Now you can add $$gx_1 + fy_1 + c$$ (on both sides as they are constants) to get (by using $$S_1$$ = 0) $$T = 0$$;

As for the comment below OP's answer by @Sufaid Saleel as to what would happen if $$hx_1 + by_1 + f = 0$$ (then we obviously cannot divide by it to get $$\frac{dy}{dx} = -\frac{(ax_1 +hy_1 + g)}{(hx_1 + by_1 + f)}$$

So what we could do is take 2 cases, one where $$ax_1 + hy_1 + g = 0$$ and one where it is $$\neq 0$$ :

For the first case, a little bit of manipulation(multiplying first equation by $$x_1$$ and second equation by $$y_1$$ and adding and using $$a(x_1)^2 + b(y_1)^ + 2hx_1y_1 .. = 0$$ (this allows for more cases like $$x_1 = 0 \& y_1 = 0$$ and stuff like that, but they are cases which can be easily solved) shows that Δ of the given equation is $$0$$, implying that this is a pair of straight lines and you successfully found out the point of intersection of the two line $$(x_1,y_1)$$ (as you set both $$\frac{∂S}{∂x}$$ and $$\frac{∂S}{∂y} = 0$$ which gives the centre of the conic (or if it is a pair of straight lines - the point of intersection of both lines))

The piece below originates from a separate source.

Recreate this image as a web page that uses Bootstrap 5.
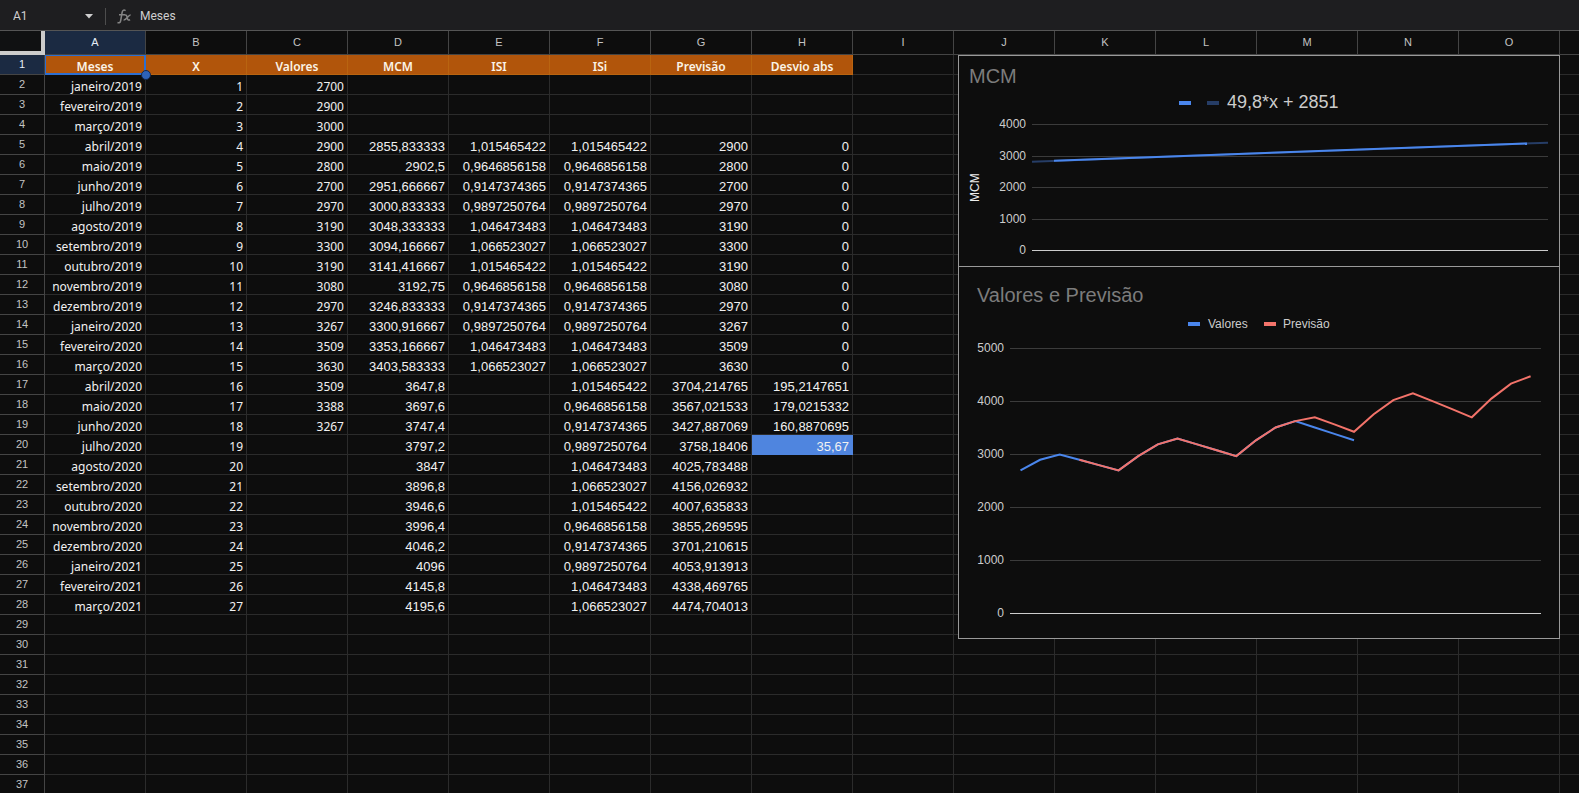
<!DOCTYPE html>
<html lang="pt-BR" data-bs-theme="dark">
<head>
<meta charset="utf-8">
<meta name="viewport" content="width=device-width, initial-scale=1">
<title>Previsão – Meses</title>
<link rel="stylesheet" href="https://cdn.jsdelivr.net/npm/bootstrap@5.3.0/dist/css/bootstrap.min.css">
<style>
  :root {
    --ink: #0d0d0d;
    --line: #2b2b2b;
    --line-head: #444;
    --orange: #b1550b;
  }
  body { background: var(--ink); color: #eee; font-family: "Liberation Sans", Arial, sans-serif; }

  /* formula bar */
  .formula-bar { height: 31px; padding-top: 2px; background: #1e1e20; border-bottom: 1px solid #555; }
  .formula-bar input { background: transparent; border: 0; outline: 0; padding: 0; color: #cfcfcf; font-family: Roboto, sans-serif; font-size: 12px; }
  .name-box { width: 71px; margin-left: 13px; }
  .caret-btn { width: 12px; height: 20px; line-height: 1; }
  .bar-rule { width: 1px; height: 17px; background: #4d4d4d; margin-left: 9px; }
  .fx-icon { margin-left: 11px; }
  .content-box { margin-left: 8px; }

  /* grid */
  .grid-table { table-layout: fixed; border-collapse: separate; border-spacing: 0; width: 1661px; }
  .grid-table th, .grid-table td { height: 20px; padding: 0 3px; border: 0 solid var(--line); border-width: 0 1px 1px 0; white-space: nowrap; overflow: hidden; }
  .grid-table td { vertical-align: bottom; text-align: right; font-size: 13px; line-height: 15px; color: #f1f1f1; }
  .grid-table .calc { font-family: "Noto Sans", sans-serif; font-size: 12px; line-height: 14px; }
  .grid-table thead th { height: 24px; padding-bottom: 2px; border-color: var(--line-head); font-size: 11px; line-height: 12px; font-weight: 400; text-align: center; color: #c3c3c3; }
  .grid-table tbody th { border-color: var(--line-head); font-size: 11px; line-height: 18px; font-weight: 400; text-align: center; vertical-align: top; color: #c3c3c3; }
  .grid-table .picked { background: #1b2a42; color: #e6edf7; }
  .grid-table .corner { border-right: 4px solid #ccc; border-bottom: 4px solid #ccc; background: #101112; }
  .grid-table .title-cell { background: var(--orange); border-color: #b96410; color: #fbf3e6; font-weight: 600; text-align: center; }
  .grid-table .active-cell { box-shadow: inset 0 0 0 1px #2c6fd2; border-color: #2c6fd2; }
  .grid-table .marked { background: #4f85df; border-color: #4f85df; }
  .fill-handle { width: 10px; height: 10px; background: #2d62b8; border: 1px solid #14284d; left: 141px; top: 39px; }

  /* floating charts */
  .charts { left: 958px; top: 24px; width: 602px; }
  .chart-box { border: 1px solid #999; background: var(--ink); }
  .chart-box + .chart-box { border-top: 0; }
  .chart-box svg { width: 100%; height: auto; }
  .chart-box text { font-size: 12px; fill: #ccc; }
  .chart-box .heading { font-size: 20px; fill: #7c7c7c; }
  .chart-box .equation { font-size: 18px; }
  .chart-box .axis-name { fill: #eee; }
  .tick { text-anchor: end; }
  .rule { stroke: #3b3b3b; }
  .rule-zero { stroke: #ccc; }
  .serie { fill: none; stroke-width: 2; }
</style>
</head>
<body class="vh-100 overflow-hidden d-flex flex-column">

<header class="formula-bar d-flex align-items-center flex-shrink-0">
  <input class="name-box" type="text" value="A1" aria-label="Caixa de nome">
  <button class="caret-btn btn p-0 border-0 d-flex align-items-center" type="button" aria-label="Intervalos">
    <svg width="10" height="5" viewBox="0 0 10 5"><path d="M1 0h8L5 4.500z" fill="#cfcfcf"/></svg>
  </button>
  <span class="bar-rule"></span>
  <svg class="fx-icon" width="15" height="15" viewBox="0 0 15 15" fill="none" stroke="#858585" stroke-width="1.500" aria-hidden="true">
    <path d="M8.600 1.600C6.600.500 5.500 1.300 5.100 3.500L3.700 11.500C3.300 13.700 2.200 14.200.500 13.500M2 5.700h6M7.600 6.200c1.600-.8 2.100.2 2.500 2.200s1 3.300 3 2.400M13.600 6C11.300 5.700 9.500 11.400 6.600 11"/>
  </svg>
  <input class="content-box flex-grow-1" type="text" value="Meses" aria-label="Conteúdo da célula">
</header>

<main class="position-relative flex-grow-1 overflow-hidden">
  <table class="grid-table">
    <colgroup id="cols"></colgroup>
    <thead><tr id="letters"></tr></thead>
    <tbody id="rows"></tbody>
  </table>
  <span class="fill-handle position-absolute rounded-circle"></span>

  <div class="charts position-absolute">
    <div class="chart-box">
      <svg class="d-block" viewBox="959 56 600 210" role="img" aria-label="MCM">
        <text class="heading" x="969" y="83">MCM</text>
        <rect x="1179" y="101" width="12" height="4" fill="#4a86ec"/>
        <rect x="1207" y="101" width="12" height="4" fill="#263d66"/>
        <text class="equation" x="1227" y="108">49,8*x + 2851</text>
        <g id="axis1"></g>
        <text class="axis-name" transform="translate(979 202) rotate(-90)">MCM</text>
        <path class="serie" stroke="#263d66" d="M1032 161.700L1548 142.700"/>
        <path class="serie" stroke="#4a86ec" d="M1054 160.700L1527 143.500"/>
      </svg>
    </div>
    <div class="chart-box">
      <svg class="d-block" viewBox="959 267 600 371" role="img" aria-label="Valores e Previsão">
        <text class="heading" x="977" y="302">Valores e Previsão</text>
        <rect x="1188" y="322" width="12" height="4" fill="#4a86ec"/>
        <text x="1208" y="328">Valores</text>
        <rect x="1264" y="322" width="12" height="4" fill="#f3736a"/>
        <text x="1283" y="328">Previsão</text>
        <g id="axis2"></g>
        <polyline id="line-valores" class="serie" stroke="#4a86ec"/>
        <polyline id="line-previsao" class="serie" stroke="#f3736a"/>
      </svg>
    </div>
  </div>
</main>

<script src="https://cdn.jsdelivr.net/npm/bootstrap@5.3.0/dist/js/bootstrap.bundle.min.js"></script>
<script>
  const titles = ['Meses', 'X', 'Valores', 'MCM', 'ISI', 'ISi', 'Previsão', 'Desvio abs'];
  const months = ['janeiro', 'fevereiro', 'março', 'abril', 'maio', 'junho', 'julho', 'agosto', 'setembro', 'outubro', 'novembro', 'dezembro'];
  const valores = [2700, 2900, 3000, 2900, 2800, 2700, 2970, 3190, 3300, 3190, 3080, 2970, 3267, 3509, 3630, 3509, 3388, 3267];
  const mcm = ['', '', '', '2855,833333', '2902,5', '2951,666667', '3000,833333', '3048,333333', '3094,166667', '3141,416667', '3192,75', '3246,833333', '3300,916667', '3353,166667', '3403,583333',
    '3647,8', '3697,6', '3747,4', '3797,2', '3847', '3896,8', '3946,6', '3996,4', '4046,2', '4096', '4145,8', '4195,6'];
  const seasonal = ['1,015465422', '0,9646856158', '0,9147374365', '0,9897250764', '1,046473483', '1,066523027'];
  const forecast = ['3704,214765', '3567,021533', '3427,887069', '3758,18406', '4025,783488', '4156,026932', '4007,635833', '3855,269595', '3701,210615', '4053,913913', '4338,469765', '4474,704013'];
  const deviation = ['195,2147651', '179,0215332', '160,8870695', '35,67'];

  const previsao = i => i < 3 ? '' : i < 15 ? String(valores[i]) : forecast[i - 15];
  const record = i => [
    months[i % 12] + '/' + (2019 + Math.floor(i / 12)),
    i + 1,
    valores[i] ?? '',
    mcm[i],
    i >= 3 && i < 15 ? seasonal[(i - 3) % 6] : '',
    i >= 3 ? seasonal[(i - 3) % 6] : '',
    previsao(i),
    i < 3 ? '' : i < 15 ? '0' : deviation[i - 15] ?? ''
  ];

  // fifteen lettered columns, then an unlabelled one that fills the right edge
  const letters = [...'ABCDEFGHIJKLMNO', ''];
  document.getElementById('cols').innerHTML = '<col style="width:45px">' + letters.map(() => '<col style="width:101px">').join('');
  document.getElementById('letters').innerHTML = '<th class="corner"></th>' +
    letters.map(l => `<th scope="col"${l === 'A' ? ' class="picked"' : ''}>${l}</th>`).join('');

  let html = '';
  for (let r = 1; r <= 37; r++) {
    const data = r === 1 ? titles : r <= 28 ? record(r - 2) : [];
    html += `<tr><th scope="row"${r === 1 ? ' class="picked"' : ''}>${r}</th>`;
    letters.forEach((l, c) => {
      const cls = [];
      if (c < 3 || r === 1) cls.push('calc');
      if (r === 1 && c < 8) cls.push('title-cell');
      if (r === 1 && c === 0) cls.push('active-cell');
      if (r === 20 && c === 7) cls.push('marked');
      html += `<td class="${cls.join(' ')}">${data[c] ?? ''}</td>`;
    });
    html += '</tr>';
  }
  document.getElementById('rows').innerHTML = html;

  function axis(id, max, top, bottom, x1, x2) {
    let out = '';
    for (let v = 0; v <= max; v += 1000) {
      const y = Math.round(bottom - (bottom - top) * v / max);
      out += `<text class="tick" x="${x1 - 6}" y="${y + 4}">${v}</text>` +
        `<path class="${v ? 'rule' : 'rule-zero'}" d="M${x1} ${y + .5}H${x2}"/>`;
    }
    document.getElementById(id).innerHTML = out;
  }
  axis('axis1', 4000, 124, 250, 1032, 1548);
  axis('axis2', 5000, 348, 613, 1010, 1541);

  const point = (v, i) => `${(1020.5 + i * 19.62).toFixed(1)},${(613.5 - v * .053).toFixed(1)}`;
  document.getElementById('line-valores').setAttribute('points', valores.map(point).join(' '));
  document.getElementById('line-previsao').setAttribute('points',
    [...Array(27).keys()].slice(3).map(i => point(parseFloat(previsao(i).replace(',', '.')), i)).join(' '));
</script>
</body>
</html>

If $$ax_1 + hy_1 + g \neq 0 \implies$$ there is a vertical tangent to the curve at that point (as the equation $$ax_1 + hy_1 + g + \frac{dy}{dx}(by_1 + hx_1 + f)$$ has to be equal to $$0$$ at that point, but the term with $$\frac{dy}{dx} = 0 \implies \frac{dy}{dx}$$ has to be ∞ (positive or negative) (like the curve $$2x^2 + 2y^2 + 6xy + 3x + 2y + 3 = 0$$ has a vertical tangent at (-1,1)).